Spring came suddenly and prematurely at the beginning of March, and there was a fortnight of almost summer heat. The trees came into leaf, and all London seemed a-quiver with the preparations for the wedding, now scheduled for 29 July. Diana felt frightened, suddenly trapped.
She had decided to meet Camilla for lunch. This did not prove easy to arrange, for the restaurant had to be made secure. Finally, a small Italian restaurant in Sloane Street was chosen. When Diana arrived Camilla was waiting for her. At thirty-two, Camilla seemed older than her years, a country matron, while Diana looked like the teenage debutante she might have been.
After Camilla had examined Diana’s engagement ring and they had ordered lunch, she leaned across the table. “You are not going to hunt, are you?” she asked.
Diana was startled. It seemed a strange question.
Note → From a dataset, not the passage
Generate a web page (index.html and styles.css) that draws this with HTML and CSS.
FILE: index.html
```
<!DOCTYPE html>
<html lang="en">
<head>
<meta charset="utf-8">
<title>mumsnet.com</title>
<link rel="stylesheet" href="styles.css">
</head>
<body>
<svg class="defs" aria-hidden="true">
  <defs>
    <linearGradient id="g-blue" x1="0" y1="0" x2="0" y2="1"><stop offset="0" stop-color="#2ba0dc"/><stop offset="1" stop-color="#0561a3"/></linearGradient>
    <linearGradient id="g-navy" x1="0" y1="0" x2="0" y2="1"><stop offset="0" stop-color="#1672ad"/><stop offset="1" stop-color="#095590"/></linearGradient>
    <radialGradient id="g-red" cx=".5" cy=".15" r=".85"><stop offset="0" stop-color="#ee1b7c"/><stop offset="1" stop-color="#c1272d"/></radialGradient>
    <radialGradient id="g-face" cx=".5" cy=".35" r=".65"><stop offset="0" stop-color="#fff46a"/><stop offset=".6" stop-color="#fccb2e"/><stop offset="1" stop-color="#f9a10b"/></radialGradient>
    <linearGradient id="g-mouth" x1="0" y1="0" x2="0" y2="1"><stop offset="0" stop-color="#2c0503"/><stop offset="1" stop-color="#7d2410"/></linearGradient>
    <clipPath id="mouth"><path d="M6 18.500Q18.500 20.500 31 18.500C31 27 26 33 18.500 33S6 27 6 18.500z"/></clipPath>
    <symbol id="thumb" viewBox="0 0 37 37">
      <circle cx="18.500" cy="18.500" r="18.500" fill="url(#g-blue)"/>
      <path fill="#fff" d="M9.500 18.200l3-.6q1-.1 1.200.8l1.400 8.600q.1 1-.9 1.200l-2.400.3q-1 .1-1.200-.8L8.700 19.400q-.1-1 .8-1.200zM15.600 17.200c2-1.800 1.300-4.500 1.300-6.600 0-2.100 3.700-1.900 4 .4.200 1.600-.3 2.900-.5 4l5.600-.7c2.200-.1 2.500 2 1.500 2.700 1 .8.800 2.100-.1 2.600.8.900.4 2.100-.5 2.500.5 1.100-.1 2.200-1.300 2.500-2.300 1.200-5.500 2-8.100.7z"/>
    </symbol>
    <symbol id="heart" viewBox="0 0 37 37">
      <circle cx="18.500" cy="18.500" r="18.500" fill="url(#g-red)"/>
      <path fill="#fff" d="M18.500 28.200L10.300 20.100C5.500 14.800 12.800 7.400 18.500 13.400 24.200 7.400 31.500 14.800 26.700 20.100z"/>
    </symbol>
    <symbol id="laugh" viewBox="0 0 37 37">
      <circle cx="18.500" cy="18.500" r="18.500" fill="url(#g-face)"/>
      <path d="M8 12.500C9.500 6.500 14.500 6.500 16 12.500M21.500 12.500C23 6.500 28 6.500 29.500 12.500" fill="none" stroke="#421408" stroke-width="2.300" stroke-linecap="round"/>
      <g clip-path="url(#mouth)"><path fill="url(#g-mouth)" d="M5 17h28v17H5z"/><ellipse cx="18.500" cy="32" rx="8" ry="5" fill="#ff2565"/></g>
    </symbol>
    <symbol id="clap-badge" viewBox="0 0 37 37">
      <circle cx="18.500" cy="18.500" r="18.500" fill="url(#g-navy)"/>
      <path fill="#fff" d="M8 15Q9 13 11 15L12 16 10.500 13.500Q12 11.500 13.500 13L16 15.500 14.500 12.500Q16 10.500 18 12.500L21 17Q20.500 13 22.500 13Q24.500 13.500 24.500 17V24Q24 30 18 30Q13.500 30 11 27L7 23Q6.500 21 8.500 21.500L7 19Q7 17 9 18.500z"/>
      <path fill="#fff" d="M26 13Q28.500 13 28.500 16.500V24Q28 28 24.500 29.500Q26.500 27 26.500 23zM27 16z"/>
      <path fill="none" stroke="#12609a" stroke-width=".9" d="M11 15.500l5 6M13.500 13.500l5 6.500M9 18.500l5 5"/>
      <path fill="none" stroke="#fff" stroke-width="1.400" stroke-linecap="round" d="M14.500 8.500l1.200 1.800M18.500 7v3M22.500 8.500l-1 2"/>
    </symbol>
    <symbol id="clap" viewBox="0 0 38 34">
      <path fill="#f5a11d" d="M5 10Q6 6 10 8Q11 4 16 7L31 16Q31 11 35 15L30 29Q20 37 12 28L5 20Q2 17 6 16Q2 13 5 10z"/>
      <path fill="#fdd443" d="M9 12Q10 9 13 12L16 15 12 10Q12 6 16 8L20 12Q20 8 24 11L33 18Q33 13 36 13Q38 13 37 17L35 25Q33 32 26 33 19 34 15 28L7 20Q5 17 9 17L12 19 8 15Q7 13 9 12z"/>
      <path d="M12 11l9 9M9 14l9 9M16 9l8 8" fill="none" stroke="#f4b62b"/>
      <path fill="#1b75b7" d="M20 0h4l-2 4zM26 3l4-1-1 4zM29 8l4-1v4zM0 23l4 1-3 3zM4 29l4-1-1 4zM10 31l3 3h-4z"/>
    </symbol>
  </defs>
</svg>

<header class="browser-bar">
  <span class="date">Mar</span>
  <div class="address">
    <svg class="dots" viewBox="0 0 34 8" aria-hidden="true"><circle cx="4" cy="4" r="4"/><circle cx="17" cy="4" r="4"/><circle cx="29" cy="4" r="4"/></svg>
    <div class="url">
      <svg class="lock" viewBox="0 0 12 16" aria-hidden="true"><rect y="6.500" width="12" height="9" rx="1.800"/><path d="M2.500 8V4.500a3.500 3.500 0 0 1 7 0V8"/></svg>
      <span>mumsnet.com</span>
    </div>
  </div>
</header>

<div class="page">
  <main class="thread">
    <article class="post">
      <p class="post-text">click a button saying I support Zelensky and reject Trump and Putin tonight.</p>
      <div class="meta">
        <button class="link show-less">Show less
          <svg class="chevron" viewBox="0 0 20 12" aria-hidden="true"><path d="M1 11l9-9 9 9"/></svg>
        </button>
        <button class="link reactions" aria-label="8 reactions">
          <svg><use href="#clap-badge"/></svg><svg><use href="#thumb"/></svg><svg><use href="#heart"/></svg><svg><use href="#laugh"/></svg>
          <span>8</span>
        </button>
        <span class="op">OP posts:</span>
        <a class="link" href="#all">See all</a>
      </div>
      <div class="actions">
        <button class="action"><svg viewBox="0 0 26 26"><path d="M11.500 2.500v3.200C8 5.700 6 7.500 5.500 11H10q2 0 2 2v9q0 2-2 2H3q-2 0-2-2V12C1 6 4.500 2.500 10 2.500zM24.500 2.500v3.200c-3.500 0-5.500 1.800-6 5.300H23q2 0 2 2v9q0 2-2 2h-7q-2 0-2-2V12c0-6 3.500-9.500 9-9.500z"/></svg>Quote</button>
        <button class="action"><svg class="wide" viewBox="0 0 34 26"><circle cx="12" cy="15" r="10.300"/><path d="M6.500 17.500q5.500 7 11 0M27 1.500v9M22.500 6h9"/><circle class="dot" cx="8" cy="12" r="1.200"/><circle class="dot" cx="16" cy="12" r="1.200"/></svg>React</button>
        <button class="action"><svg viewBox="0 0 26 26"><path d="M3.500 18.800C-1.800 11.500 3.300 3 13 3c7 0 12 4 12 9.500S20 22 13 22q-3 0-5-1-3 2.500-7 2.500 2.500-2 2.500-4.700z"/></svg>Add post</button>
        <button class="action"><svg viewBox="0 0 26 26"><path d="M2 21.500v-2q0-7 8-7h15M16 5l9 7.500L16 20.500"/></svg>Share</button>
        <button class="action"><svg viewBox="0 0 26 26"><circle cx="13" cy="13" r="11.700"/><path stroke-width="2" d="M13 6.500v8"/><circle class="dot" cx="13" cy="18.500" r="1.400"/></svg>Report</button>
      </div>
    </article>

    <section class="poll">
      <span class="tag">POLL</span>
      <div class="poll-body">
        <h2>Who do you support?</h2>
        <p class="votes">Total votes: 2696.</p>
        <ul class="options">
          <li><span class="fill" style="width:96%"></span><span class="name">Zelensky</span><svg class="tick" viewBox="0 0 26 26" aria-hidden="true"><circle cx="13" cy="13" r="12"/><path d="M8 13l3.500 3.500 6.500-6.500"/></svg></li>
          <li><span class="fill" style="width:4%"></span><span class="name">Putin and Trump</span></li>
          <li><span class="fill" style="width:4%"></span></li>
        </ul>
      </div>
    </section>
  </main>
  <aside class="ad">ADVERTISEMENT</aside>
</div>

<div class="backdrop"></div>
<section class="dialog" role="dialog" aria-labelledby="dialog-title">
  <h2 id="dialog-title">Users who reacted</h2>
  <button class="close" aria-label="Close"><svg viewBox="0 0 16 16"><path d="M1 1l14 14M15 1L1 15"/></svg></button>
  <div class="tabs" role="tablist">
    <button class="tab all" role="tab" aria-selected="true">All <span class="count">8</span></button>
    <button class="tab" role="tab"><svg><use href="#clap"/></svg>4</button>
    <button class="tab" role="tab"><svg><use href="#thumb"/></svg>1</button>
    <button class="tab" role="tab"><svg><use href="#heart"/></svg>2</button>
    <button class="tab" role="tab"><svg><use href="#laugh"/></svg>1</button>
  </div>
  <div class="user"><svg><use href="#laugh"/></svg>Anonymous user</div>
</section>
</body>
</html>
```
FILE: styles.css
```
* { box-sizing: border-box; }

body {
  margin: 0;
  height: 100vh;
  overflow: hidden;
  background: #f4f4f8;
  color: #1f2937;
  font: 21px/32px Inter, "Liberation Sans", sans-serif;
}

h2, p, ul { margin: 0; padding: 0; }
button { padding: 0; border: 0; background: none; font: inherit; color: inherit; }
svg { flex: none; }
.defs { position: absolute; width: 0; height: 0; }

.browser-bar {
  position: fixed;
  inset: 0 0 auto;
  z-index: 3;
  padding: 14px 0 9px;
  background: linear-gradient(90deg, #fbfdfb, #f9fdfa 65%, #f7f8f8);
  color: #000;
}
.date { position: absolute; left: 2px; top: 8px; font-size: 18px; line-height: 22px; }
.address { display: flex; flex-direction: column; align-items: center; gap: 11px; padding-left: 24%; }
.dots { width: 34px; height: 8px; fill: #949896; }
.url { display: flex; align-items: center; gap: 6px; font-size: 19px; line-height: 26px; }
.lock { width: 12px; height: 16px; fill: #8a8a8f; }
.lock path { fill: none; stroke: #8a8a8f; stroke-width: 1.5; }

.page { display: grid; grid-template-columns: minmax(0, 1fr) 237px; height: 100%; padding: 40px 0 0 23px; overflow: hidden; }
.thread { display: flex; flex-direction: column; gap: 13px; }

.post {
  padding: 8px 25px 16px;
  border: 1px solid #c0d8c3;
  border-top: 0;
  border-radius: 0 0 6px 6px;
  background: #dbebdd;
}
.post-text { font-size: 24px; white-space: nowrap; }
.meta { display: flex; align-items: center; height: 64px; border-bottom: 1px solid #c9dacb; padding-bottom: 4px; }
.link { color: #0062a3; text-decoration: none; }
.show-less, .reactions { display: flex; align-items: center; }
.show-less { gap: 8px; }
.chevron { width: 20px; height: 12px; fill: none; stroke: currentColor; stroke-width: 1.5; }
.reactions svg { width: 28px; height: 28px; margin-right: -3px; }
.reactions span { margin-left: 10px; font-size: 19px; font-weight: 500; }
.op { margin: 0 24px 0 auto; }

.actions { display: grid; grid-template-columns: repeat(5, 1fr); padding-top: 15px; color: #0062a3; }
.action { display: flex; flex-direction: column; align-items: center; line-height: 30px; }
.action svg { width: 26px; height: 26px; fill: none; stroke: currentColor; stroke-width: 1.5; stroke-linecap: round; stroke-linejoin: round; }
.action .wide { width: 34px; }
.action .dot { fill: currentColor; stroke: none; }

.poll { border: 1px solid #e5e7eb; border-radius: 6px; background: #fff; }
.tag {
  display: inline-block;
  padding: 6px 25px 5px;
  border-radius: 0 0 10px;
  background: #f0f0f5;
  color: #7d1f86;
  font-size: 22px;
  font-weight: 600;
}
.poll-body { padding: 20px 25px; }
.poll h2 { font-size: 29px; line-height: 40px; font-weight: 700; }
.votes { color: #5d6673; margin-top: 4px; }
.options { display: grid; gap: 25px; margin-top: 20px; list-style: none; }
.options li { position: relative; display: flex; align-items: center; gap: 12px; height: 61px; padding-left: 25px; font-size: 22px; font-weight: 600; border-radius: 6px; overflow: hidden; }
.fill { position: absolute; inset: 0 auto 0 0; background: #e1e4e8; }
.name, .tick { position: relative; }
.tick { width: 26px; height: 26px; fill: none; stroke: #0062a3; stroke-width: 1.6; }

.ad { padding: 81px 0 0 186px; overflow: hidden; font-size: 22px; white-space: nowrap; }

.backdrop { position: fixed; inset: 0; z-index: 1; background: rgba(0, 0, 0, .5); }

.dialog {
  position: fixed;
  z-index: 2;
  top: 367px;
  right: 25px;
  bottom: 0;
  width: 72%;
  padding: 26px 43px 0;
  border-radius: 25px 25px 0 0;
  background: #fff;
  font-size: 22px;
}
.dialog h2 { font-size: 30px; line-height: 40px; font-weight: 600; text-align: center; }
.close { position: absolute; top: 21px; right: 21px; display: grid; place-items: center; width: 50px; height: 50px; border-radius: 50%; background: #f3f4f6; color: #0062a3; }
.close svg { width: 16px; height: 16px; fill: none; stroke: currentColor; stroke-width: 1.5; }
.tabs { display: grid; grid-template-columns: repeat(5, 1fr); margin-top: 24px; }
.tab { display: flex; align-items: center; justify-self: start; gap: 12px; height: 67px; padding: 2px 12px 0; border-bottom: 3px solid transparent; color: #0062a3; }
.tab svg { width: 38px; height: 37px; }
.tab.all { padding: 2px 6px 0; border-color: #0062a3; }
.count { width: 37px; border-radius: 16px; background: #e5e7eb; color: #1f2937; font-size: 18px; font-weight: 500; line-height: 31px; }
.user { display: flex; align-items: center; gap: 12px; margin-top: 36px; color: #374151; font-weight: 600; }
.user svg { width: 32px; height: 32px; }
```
“You are not going to hunt when you go and live at Highgrove, are you?” Camilla asked again.
“No,” Diana answered.
Camilla sat back in her chair. “I just wanted to know,” she said, suddenly at ease. Hunting was the sport Camilla shared with Charles, and she was making certain that they would still be able to meet without Diana’s interference at the various hunts that took place in Gloucestershire.
When Charles returned from his tour Diana’s fears dissipated. Fully informed by his staff of the nerves that had engulfed his fiancée once she was alone, he spent as much time as he could with her, and was gentle and forbearing. But his commitments left him less free time for her than either of them would have wanted. To his credit, he now saw how vulnerable she was and he became somewhat fatherly towards her, which seemed to calm her. He was, perhaps, more in love with her during this period than he ever had been or ever would be.
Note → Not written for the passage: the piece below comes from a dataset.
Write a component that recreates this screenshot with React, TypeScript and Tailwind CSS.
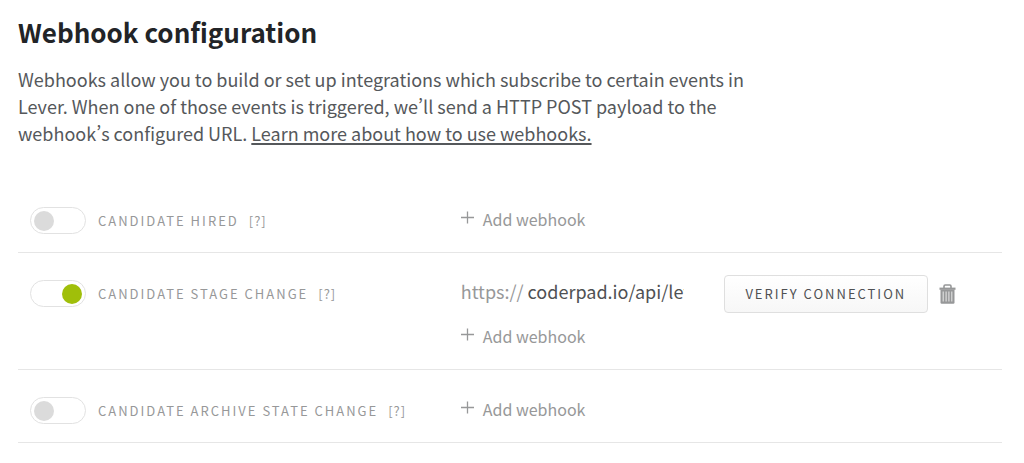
import * as React from 'react';

type Hook = {
  id: string;
  label: string;
  enabled: boolean;
  urls: string[];
};

const initialHooks: Hook[] = [
  { id: 'hired', label: 'Candidate hired', enabled: false, urls: [] },
  { id: 'stage', label: 'Candidate stage change', enabled: true, urls: ['coderpad.io/api/lever/webhook'] },
  { id: 'archive', label: 'Candidate archive state change', enabled: false, urls: [] },
];

function PlusIcon() {
  return (
    <svg viewBox="0 0 14 14" className="mb-0.5 h-3.5 w-3.5" stroke="currentColor" strokeWidth="1.3" aria-hidden="true">
      <path d="M6.5 0.5v12M0 6.5h13" />
    </svg>
  );
}

function TrashIcon() {
  return (
    <svg viewBox="0 0 17 20" className="h-5 w-[17px]" fill="none" aria-hidden="true">
      <path d="M5 4V2.2Q5 1 6.2 1h4.6Q12 1 12 2.2V4" stroke="currentColor" strokeWidth="1.6" />
      <path d="M0.5 3.6h16v2.2h-16z" fill="currentColor" />
      <path d="M1.5 5.5h14V18.6q0 1.2-1.2 1.2H2.7q-1.2 0-1.2-1.2z" fill="currentColor" />
      <path d="M4.2 7.4v10M7.1 7.4v10M9.9 7.4v10M12.8 7.4v10" stroke="#e2e2e2" strokeWidth="1.1" />
    </svg>
  );
}

function Toggle({ id, checked, onChange }: { id: string; checked: boolean; onChange: () => void }) {
  return (
    <input
      id={id}
      type="checkbox"
      checked={checked}
      onChange={onChange}
      className="flex h-[27px] w-14 shrink-0 cursor-pointer appearance-none items-center rounded-full border border-[#e2e2e2] bg-white px-[3px] before:h-5 before:w-5 before:rounded-full before:bg-[#dbdbdb] before:content-[''] checked:justify-end checked:before:bg-[#a0bf0a]"
    />
  );
}

function WebhookRow({ hook, onToggle, onAdd, onRemove, onEdit }: {
  hook: Hook;
  onToggle: () => void;
  onAdd: () => void;
  onRemove: (index: number) => void;
  onEdit: (index: number, url: string) => void;
}) {
  return (
    <li className="grid grid-cols-[45%_1fr] items-start border-b border-[#e6e6e6] pt-[22px] pb-[18px]">
      <div className="mt-[5px] flex items-center pl-3">
        <Toggle id={hook.id} checked={hook.enabled} onChange={onToggle} />
        <label htmlFor={hook.id} className="ml-3 cursor-pointer text-[13px] tracking-[2px] uppercase">
          {hook.label}
        </label>
        <button type="button" title="What is this?" className="ml-2.5 cursor-pointer text-[13px] tracking-[1px]">
          [?]
        </button>
      </div>

      <div className="mt-[3px]">
        {hook.urls.map((url, index) => (
          <div key={index} className="-mt-[3px] mb-[9px] flex items-center">
            <div className="mr-10 flex h-[38px] w-[223px] items-start text-lg/8">
              <label htmlFor={`${hook.id}-${index}`} className="mr-1">https://</label>
              <input
                id={`${hook.id}-${index}`}
                type="text"
                value={url}
                onChange={(e) => onEdit(index, e.target.value)}
                className="min-w-0 flex-1 bg-transparent text-[#4f5153] outline-none"
              />
            </div>
            <button
              type="button"
              className="h-[38px] w-[204px] cursor-pointer rounded border border-[#dfdfdf] bg-linear-to-b from-white to-[#f7f7f7] text-[13px] tracking-[2px] text-[#4f5153] uppercase"
            >
              Verify connection
            </button>
            <button type="button" aria-label="Delete webhook" onClick={() => onRemove(index)} className="ml-[11px] cursor-pointer">
              <TrashIcon />
            </button>
          </div>
        ))}
        <button type="button" onClick={onAdd} className="mb-px flex h-7 cursor-pointer items-center gap-2 text-base/7">
          <PlusIcon />
          Add webhook
        </button>
      </div>
    </li>
  );
}

export default function App() {
  const [hooks, setHooks] = React.useState(initialHooks);

  const update = (id: string, change: (hook: Hook) => Partial<Hook>) =>
    setHooks((list) => list.map((hook) => (hook.id === id ? { ...hook, ...change(hook) } : hook)));

  return (
    <main className="bg-white pt-3 pr-[22px] pl-[18px] font-['Noto_Sans_CJK_SC','Noto_Sans',sans-serif] text-[#979899] [font-feature-settings:'pwid']">
      <h1 className="text-[26px]/10 font-bold text-[#222427]">Webhook configuration</h1>
      <p className="mt-3.5 max-w-[740px] text-lg/[27px] text-[#55585b]">
        Webhooks allow you to build or set up integrations which subscribe to certain events in Lever. When one of
        those events is triggered, we’ll send a HTTP POST payload to the webhook’s configured URL.{' '}
        <a href="#" className="underline decoration-2 underline-offset-2">
          Learn more about how to use webhooks.
        </a>
      </p>

      <ul className="mt-[33px]">
        {hooks.map((hook) => (
          <WebhookRow
            key={hook.id}
            hook={hook}
            onToggle={() => update(hook.id, (h) => ({ enabled: !h.enabled }))}
            onAdd={() => update(hook.id, (h) => ({ urls: [...h.urls, ''] }))}
            onRemove={(index) => update(hook.id, (h) => ({ urls: h.urls.filter((_, i) => i !== index) }))}
            onEdit={(index, url) => update(hook.id, (h) => ({ urls: h.urls.map((u, i) => (i === index ? url : u)) }))}
          />
        ))}
      </ul>
    </main>
  );
}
Lady Susan Hussey, a lady-in-waiting to the Queen and a trusted confidant of Charles, was recruited to help acquaint Diana with royal protocol. Oliver Everett, a career diplomat at the Foreign Office who had been assistant private secretary to the Prince of Wales from 1978 to 1980, sacrificed his own advancement in the Foreign Office to advise and instruct Diana further in the business of being royal. Charles forfeited some of his office space at the Palace so that Frances Shand Kydd could come in on three afternoons a week to help Diana with some of the wedding details and, with Anna Harvey of Vogue, her new wardrobe needs.
The bride’s guest list was constantly redrawn, with some names added, others removed. There was a crisis over the inclusion of Barbara Cartland’s: Frances found Raine’s flamboyant mother “distressing,” and in the end, Diana’s step-grandmother was not invited, which left a new chill between Raine and Diana. “If Johnnie had spoken to Diana about this, I am sure she would have rescinded this snub to his wife’s mother. But he was prone not to intervene in any of the wedding arrangements,” a member of the family said.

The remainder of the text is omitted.